Schon vor vier Jahren hat der französische Sozialphilosoph die gegenwärtigen Entwicklungen zutreffend beschrieben: „Sollten die Kurse der Wall Street dauerhaft sinken, […] wird das weltweite Bankensystem wie ein Kartenhaus in sich zusammenfallen.“ Die Ursache der Finanz- und daraus folgenden Wirtschaftskrise sieht Gorz jedoch nur vordergründig in einer mangelnden Regulierung durch staatliche Institutionen. Vielmehr bewege sich der Kapitalismus auf seine innere Grenze zu und stranguliere sich selbst – und die Umwelt gleich mit.

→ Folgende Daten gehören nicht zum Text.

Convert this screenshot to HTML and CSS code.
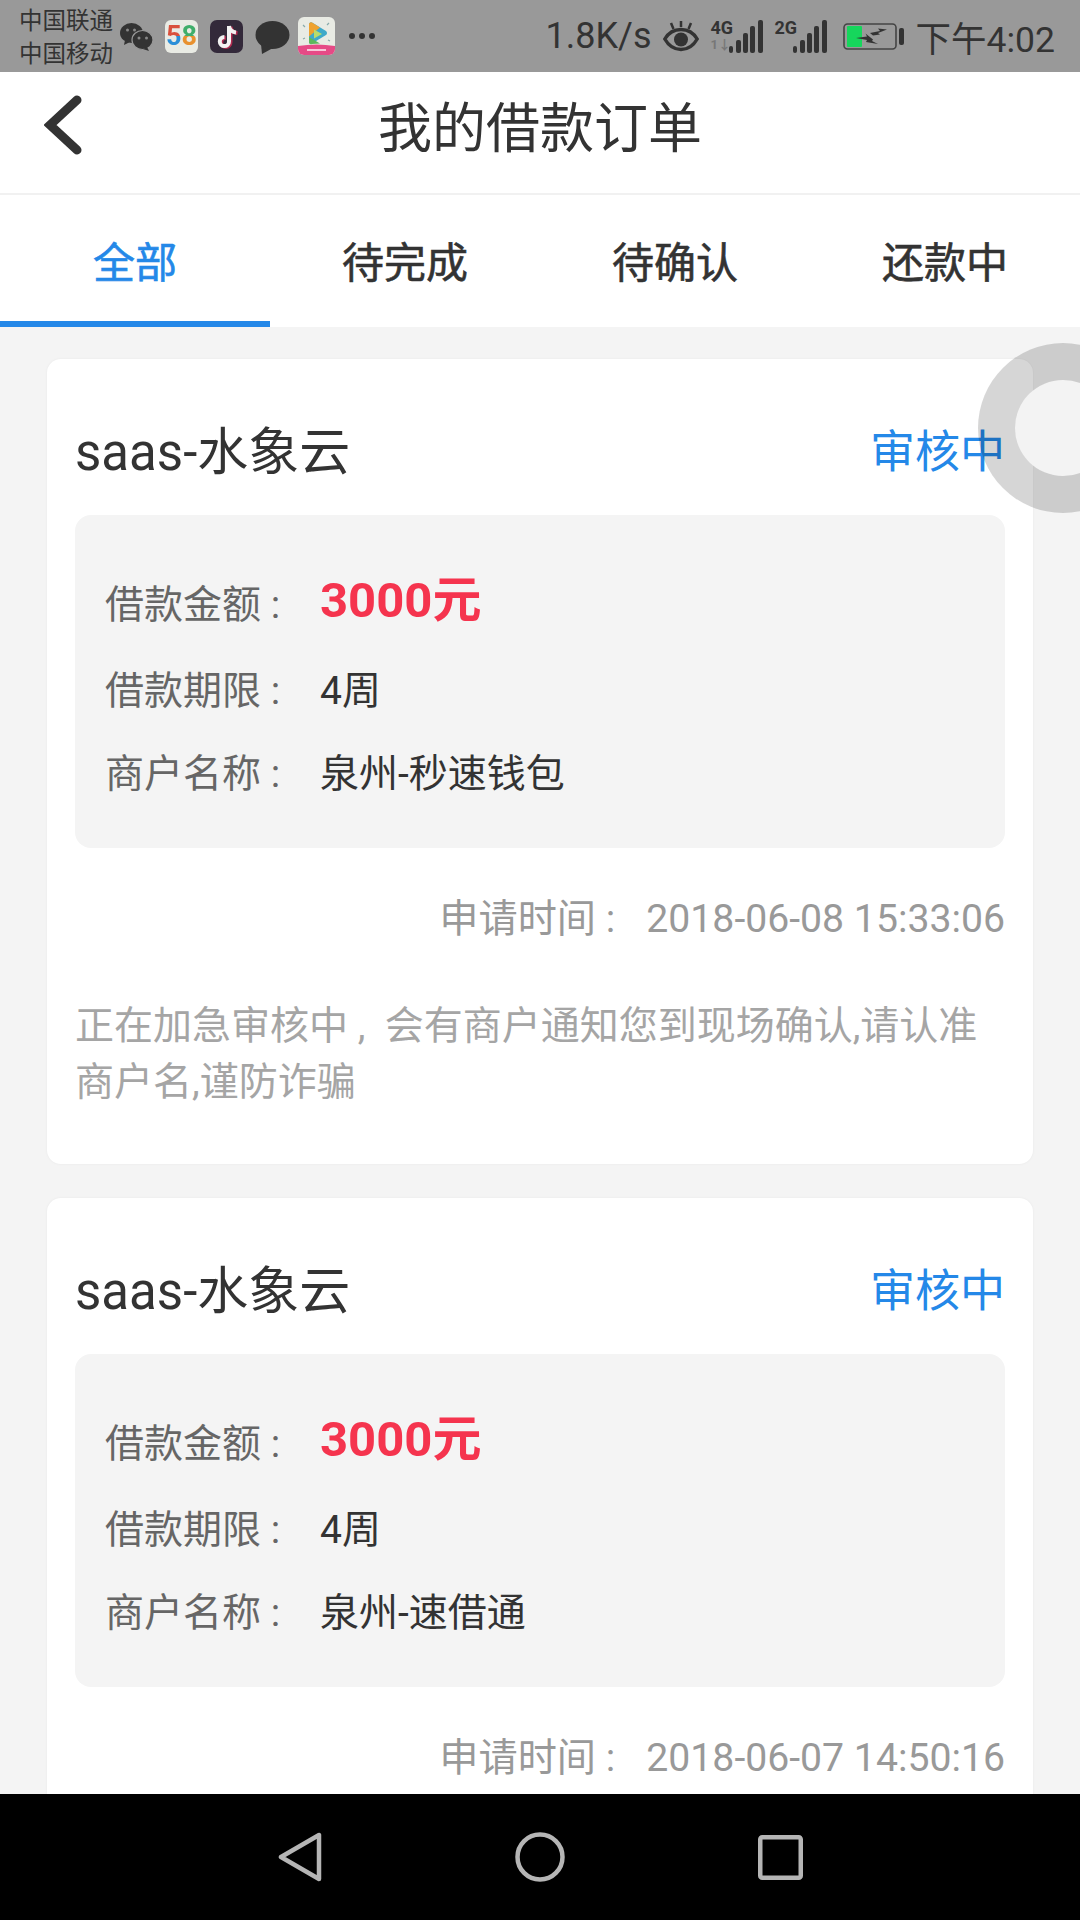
FILE: index.html
```html
<!DOCTYPE html>
<html lang="zh-CN">
<head>
   <meta charset="UTF-8">
   <meta name="viewport" content="width=device-width, initial-scale=1.0">
   <title>我的借款订单</title>
   <link rel="stylesheet" href="styles.css">
</head>

<body>
   <div class="screen">

      <!-- status bar -->
      <div class="status">
         <div class="carrier">
            <div>中国联通</div>
            <div>中国移动</div>
         </div>
         <svg class="ic-wechat" width="33" height="28" viewBox="0 0 33 28">
            <ellipse cx="11.500" cy="10" rx="11.500" ry="10" fill="#333"/>
            <path d="M5 17l-1 5 6-3z" fill="#333"/>
            <ellipse cx="22.500" cy="17" rx="10.500" ry="9.500" fill="#333" stroke="#999" stroke-width="1.200"/>
            <path d="M27 24l2 4-6-2z" fill="#333"/>
            <circle cx="7.500" cy="7" r="1.500" fill="#888"/>
            <circle cx="14.500" cy="7" r="1.500" fill="#888"/>
            <circle cx="19" cy="15" r="1.500" fill="#888"/>
            <circle cx="26.500" cy="15" r="1.500" fill="#888"/>
         </svg>
         <div class="app-58"><span class="d5">5</span><span class="d8">8</span></div>
         <svg class="ic-tiktok" width="33" height="33" viewBox="0 0 33 33">
            <rect width="33" height="33" rx="7" fill="#33293a"/>
            <path d="M19 6v15.500a4.600 4.600 0 1 1-4.600-4.600M19 6c.5 3.500 3 6 7 6.500" fill="none" stroke="#b02a50" stroke-width="4" transform="translate(1.500 .8)"/>
            <path d="M19 6v15.500a4.600 4.600 0 1 1-4.600-4.600M19 6c.5 3.500 3 6 7 6.500" fill="none" stroke="#f2f2f2" stroke-width="4"/>
         </svg>
         <svg class="ic-bubble" width="35" height="33" viewBox="0 0 35 33">
            <ellipse cx="17.500" cy="14" rx="17" ry="14" fill="#333"/>
            <path d="M6 23l1 10 11-6z" fill="#333"/>
         </svg>
         <svg class="ic-video" width="37" height="38" viewBox="0 0 37 38">
            <rect width="37" height="38" rx="6" fill="#e9ebe4"/>
            <path d="M0 29q18.500-3 37 0v3a6 6 0 0 1-6 6H6a6 6 0 0 1-6-6z" fill="#e64a86"/>
            <rect x="9" y="32" width="19" height="2" fill="#f6c6d8"/>
            <path d="M11 7a2 2 0 0 1 3-1.500l14 8.500a2.500 2.500 0 0 1 0 4l-14 8.500a2 2 0 0 1-3-1.500z" fill="#3fa9c9"/>
            <path d="M11 7a2 2 0 0 1 3-1.500l8 5-11 9z" fill="#efa22e"/>
            <path d="M11 20l11 6.500-8 .5a2 2 0 0 1-3-1.500z" fill="#5cb85c"/>
            <path d="M16 12.500l8 4.500-8 4.500z" fill="#b9dc6a"/>
            <path d="M5 8l2 2M31 6l-2 2M32 24l-2-1M5 22l2-1" stroke="#8aa" stroke-width="1.200"/>
         </svg>
         <div class="dots"><i></i><i></i><i></i></div>

         <div class="status-right">
            <span class="speed">1.8K/s</span>
            <svg class="ic-eye" width="36" height="32" viewBox="0 0 36 32">
               <path d="M1.800 19C6 12 11 9.500 18 9.500S30 12 34.200 19C30 26.500 25 29.500 18 29.500S6 26.500 1.800 19z" fill="none" stroke="#333" stroke-width="3.400"/>
               <circle cx="18" cy="19.500" r="7" fill="#333"/>
               <path d="M18 1v6M8 3l2.500 6M28 3l-2.500 6" stroke="#333" stroke-width="2.500"/>
            </svg>
            <div class="signal">
               <span class="net">4G</span>
               <span class="sub">1↓</span>
               <div class="bars"><i class="b1"></i><i class="b2"></i><i class="b3"></i><i class="b4"></i><i class="b5"></i></div>
            </div>
            <div class="signal">
               <span class="net">2G</span>
               <div class="bars"><i class="b1"></i><i class="b2"></i><i class="b3"></i><i class="b4"></i><i class="b5"></i></div>
            </div>
            <svg class="ic-battery" width="61" height="27" viewBox="0 0 61 27">
               <rect x="1" y="1" width="52" height="25" rx="3.500" fill="none" stroke="#444" stroke-width="1.600"/>
               <rect x="4" y="3" width="15" height="21" rx="1" fill="#16d65c"/>
               <path d="M13 15l11-1.500-1.500-3 7.500 6-1 1.500 6 3-12-2 1-2z" fill="#333"/>
               <path d="M27 10l10-2-2-2.500 9 1-9 3.500 2 1.500-7 1z" fill="#333"/>
               <rect x="56" y="5" width="5" height="17" rx="2" fill="#333"/>
            </svg>
            <span class="clock">下午4:02</span>
         </div>
      </div>

      <!-- title -->
      <div class="topbar">
         <svg class="back" width="42" height="64" viewBox="0 0 42 64">
            <path d="M33 7L6 32l27 25" fill="none" stroke="#333" stroke-width="9" stroke-linecap="round" stroke-linejoin="miter"/>
         </svg>
         <h1>我的借款订单</h1>
      </div>

      <div class="tabs">
         <div class="tab active">全部</div>
         <div class="tab">待完成</div>
         <div class="tab">待确认</div>
         <div class="tab">还款中</div>
      </div>

      <!-- orders -->
      <div class="list">
         <div class="ring"></div>

         <div class="card">
            <div class="card-head">
               <span class="name">saas-水象云</span>
               <span class="state">审核中</span>
            </div>
            <div class="info">
               <div class="row row-money">
                  <span class="lbl">借款金额 :</span>
                  <span class="money">3000元</span>
               </div>
               <div class="row">
                  <span class="lbl">借款期限 :</span>
                  <span class="val">4周</span>
               </div>
               <div class="row">
                  <span class="lbl">商户名称 :</span>
                  <span class="val">泉州-秒速钱包</span>
               </div>
            </div>
            <div class="apply-time">
               <span class="apply-lbl">申请时间 :</span>
               <span>2018-06-08 15:33:06</span>
            </div>
            <div class="note">正在加急审核中 ,&nbsp;&nbsp;会有商户通知您到现场确认,请认准商户名,谨防诈骗</div>
         </div>

         <div class="card">
            <div class="card-head">
               <span class="name">saas-水象云</span>
               <span class="state">审核中</span>
            </div>
            <div class="info">
               <div class="row row-money">
                  <span class="lbl">借款金额 :</span>
                  <span class="money">3000元</span>
               </div>
               <div class="row">
                  <span class="lbl">借款期限 :</span>
                  <span class="val">4周</span>
               </div>
               <div class="row">
                  <span class="lbl">商户名称 :</span>
                  <span class="val">泉州-速借通</span>
               </div>
            </div>
            <div class="apply-time">
               <span class="apply-lbl">申请时间 :</span>
               <span>2018-06-07 14:50:16</span>
            </div>
         </div>
      </div>

      <!-- android keys -->
      <div class="keys">
         <svg width="44" height="50" viewBox="0 0 44 50">
            <path d="M3 25L41 3v44z" fill="none" stroke="#b5b5b5" stroke-width="4.500" stroke-linejoin="round"/>
         </svg>
         <svg width="50" height="50" viewBox="0 0 50 50">
            <circle cx="25" cy="25" r="22.500" fill="none" stroke="#b5b5b5" stroke-width="4.500"/>
         </svg>
         <svg width="45" height="45" viewBox="0 0 45 45">
            <rect x="2.250" y="2.250" width="40.500" height="40.500" rx="2" fill="none" stroke="#b5b5b5" stroke-width="4.500"/>
         </svg>
      </div>
   </div>
</body>
</html>
```

FILE: styles.css
```css
* {
   box-sizing: border-box;
   font-family: Roboto, 'Noto Sans CJK SC', sans-serif;
}

html,
body {
   margin: 0;
   padding: 0;
}

.screen {
   width: 1080px;
   height: 1920px;
   display: flex;
   flex-direction: column;
   overflow: hidden;
   background: #f4f4f4;
}

/* status bar */
.status {
   height: 72px;
   flex: none;
   display: flex;
   align-items: center;
   padding-left: 19px;
   background: #999;
   color: #333;
}

.carrier {
   width: 101px;
   padding-top: 4px;
   font-size: 23.500px;
   line-height: 33px;
}

.ic-wechat {
   margin-top: 1px;
}

.app-58 {
   width: 33px;
   height: 33px;
   margin-left: 12px;
   border-radius: 6px;
   background: #e9ebe4;
   font-size: 27px;
   line-height: 33px;
   font-weight: bold;
   text-align: center;
}

.d5,
.d8 {
   font-size: 27px;
   -webkit-background-clip: text;
   background-clip: text;
   color: transparent;
}

.d5 {
   background-image: linear-gradient(#d9503c 50%, #2b8fd8 50%);
}

.d8 {
   background-image: linear-gradient(#3fae6a 50%, #e8912e 50%);
}

.ic-tiktok {
   margin-left: 12px;
}

.ic-bubble {
   margin-left: 12px;
   margin-top: 2px;
}

.ic-video {
   margin-left: 8px;
}

.dots {
   display: flex;
   gap: 4px;
   margin-left: 14px;
}

.dots i {
   width: 6px;
   height: 6px;
   border-radius: 50%;
   background: #333;
}

.status-right {
   margin-left: auto;
   padding-right: 25px;
   display: flex;
   align-items: center;
}

.speed {
   font-size: 36px;
   width: 117px;
}

.signal {
   position: relative;
   width: 52px;
   height: 33px;
   margin-left: 12px;
}

.signal .net {
   position: absolute;
   left: 0;
   top: 0;
   font-family: 'Liberation Sans Narrow', Roboto, sans-serif;
   font-size: 18px;
   line-height: 15px;
   font-weight: bold;
}

.signal .sub {
   position: absolute;
   left: 0;
   top: 17px;
   font-size: 13px;
   line-height: 16px;
   font-weight: bold;
   color: #777;
}

.bars {
   position: absolute;
   right: 0;
   bottom: 0;
   display: flex;
   align-items: flex-end;
   gap: 2.500px;
}

.bars i {
   width: 4.800px;
   border-radius: 2px;
   background: #333;
}

.b1 {
   height: 7px;
}

.b2 {
   height: 13px;
}

.b3 {
   height: 20px;
}

.b4 {
   height: 27px;
}

.b5 {
   height: 33px;
}

.ic-battery {
   margin-left: 16px;
}

.clock {
   font-size: 35.500px;
   margin-left: 12px;
}

/* title */
.topbar {
   height: 123px;
   flex: none;
   display: flex;
   align-items: center;
   justify-content: center;
   position: relative;
   padding-bottom: 16px;
   background: #fff;
   border-bottom: 2px solid #f1f1f1;
}

.topbar h1 {
   margin: 0;
   font-size: 54px;
   font-weight: normal;
   color: #333;
}

.back {
   position: absolute;
   left: 44px;
   top: 21px;
}

.tabs {
   height: 132px;
   flex: none;
   display: flex;
   background: #fff;
}

.tab {
   width: 270px;
   padding-top: 38px;
   text-align: center;
   font-size: 42px;
   line-height: 62px;
   color: #333;
   -webkit-text-stroke: 0.6px currentColor;
}

.tab.active {
   color: #2488e8;
   border-bottom: 6px solid #2488e8;
}

/* orders */
.list {
   flex: 1;
   min-height: 0;
   position: relative;
   overflow: hidden;
   padding: 32px 47px 0 47px;
}

.ring {
   position: absolute;
   left: 978px;
   top: 16px;
   width: 170px;
   height: 170px;
   border-radius: 50%;
   border: 37px solid rgba(0, 0, 0, 0.16);
   background: #f3f3f3;
   background-clip: padding-box;
   z-index: 2;
}

.card {
   background: #fff;
   border-radius: 14px;
   padding: 0 28px;
   height: 805px;
   margin-bottom: 34px;
   box-shadow: 0 0 3px rgba(0, 0, 0, 0.05);
}

.card-head {
   height: 156px;
   display: flex;
   justify-content: space-between;
   align-items: center;
}

.name {
   font-size: 51px;
   color: #333;
   padding-top: 22px;
}

.state {
   font-size: 45px;
   color: #2488e8;
   padding-top: 22px;
}

.info {
   height: 333px;
   padding: 54px 30px 0;
   border-radius: 16px;
   background: #f4f4f4;
}

.row {
   display: flex;
   align-items: center;
   height: 83px;
}

.row-money {
   height: 64px;
   margin-bottom: 12px;
}

.lbl {
   width: 215px;
   font-size: 39px;
   color: #666;
}

.val {
   font-size: 39px;
   color: #333;
}

.money {
   padding-bottom: 12px;
   font-size: 49px;
   font-weight: bold;
   color: #f5344e;
}

.apply-time {
   margin-top: 44px;
   display: flex;
   justify-content: flex-end;
   font-size: 39.200px;
   line-height: 54px;
   color: #999;
}

.apply-lbl {
   width: 207px;
}

.note {
   margin-top: 52px;
   font-size: 39px;
   line-height: 56px;
   color: #a5a5a5;
}

/* android keys */
.keys {
   height: 126px;
   flex: none;
   display: flex;
   align-items: center;
   justify-content: center;
   gap: 193px;
   background: #000;
   position: relative;
   z-index: 3;
}
```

Immer effektivere Maschinen führen dazu, dass immer weniger Personal immer größere Warenmengen produziert. Dadurch sinken tendenziell die Herstellungspreise. Um die Profite zu steigern oder zumindest auf gleichem Niveau zu halten, sind ständig wachsende Absatzmengen notwendig. Nicht die Nachfrage und Wünsche der Kunden treiben also das System an, sondern die Marketingabteilungen. Gorz zitiert den Leiter einer US-Agentur: „Ich betrachte die Werbung als Erziehungs- und Aktivierungskraft, die in der Lage ist, die für uns notwendigen Nachfrageveränderungen einzuleiten.“

Der Kunde steht im Dienst einer Produktion, die ein Maximum an Überflüssigem hervorbringt, das schnellstmöglich kaputtgehen muss, um Platz für neue Waren zu schaffen.

Eine solche Wirtschaft der Verschwendung rast nicht nur auf einen ökologischen Kollaps zu, sondern ist auch ökonomisch nicht zukunftsfähig. Weil die Massenproduktion immer weniger rentabel wurde, haben viele Firmen in den letzten Jahren einen Großteil ihrer Gewinne auf dem Finanzmarkt investiert. „Die Realwirtschaft wird zu einem Anhängsel der von der Finanzindustrie unterhaltenen Spekulationsblasen. Bis zu dem unausweichlichen Moment, in dem die Blasen platzen, die Banken reihenweise bankrottgehen, dem Weltkreditsystem der Zusammenbruch und der Realwirtschaft eine ernste und anhaltende Depression droht“, schrieb Gorz 2007. Genau dort stehen wir heute.

Eine andere Revolution

„Das Ende des Kapitalismus hat schon begonnen“, verkündet Gorz. Nicht eine aktive Arbeiterschaft ist dabei der entscheidende Faktor – im Gegenteil. Indem es vielen Beschäftigten heutzutage in erster Linie um den Erhalt ihrer Jobs gehe, sind sie Kollaborateure des Systems. Stattdessen werde die „informationelle Revolution“ dem Kapitalismus den Garaus machen, so Gorz. Ob das alles in der Katastrophe endet oder in einer wünschenswerten Gemeinschaftsökonomie, ist für ihn noch nicht ausgemacht. Aber immerhin liefert er eine positive Vision.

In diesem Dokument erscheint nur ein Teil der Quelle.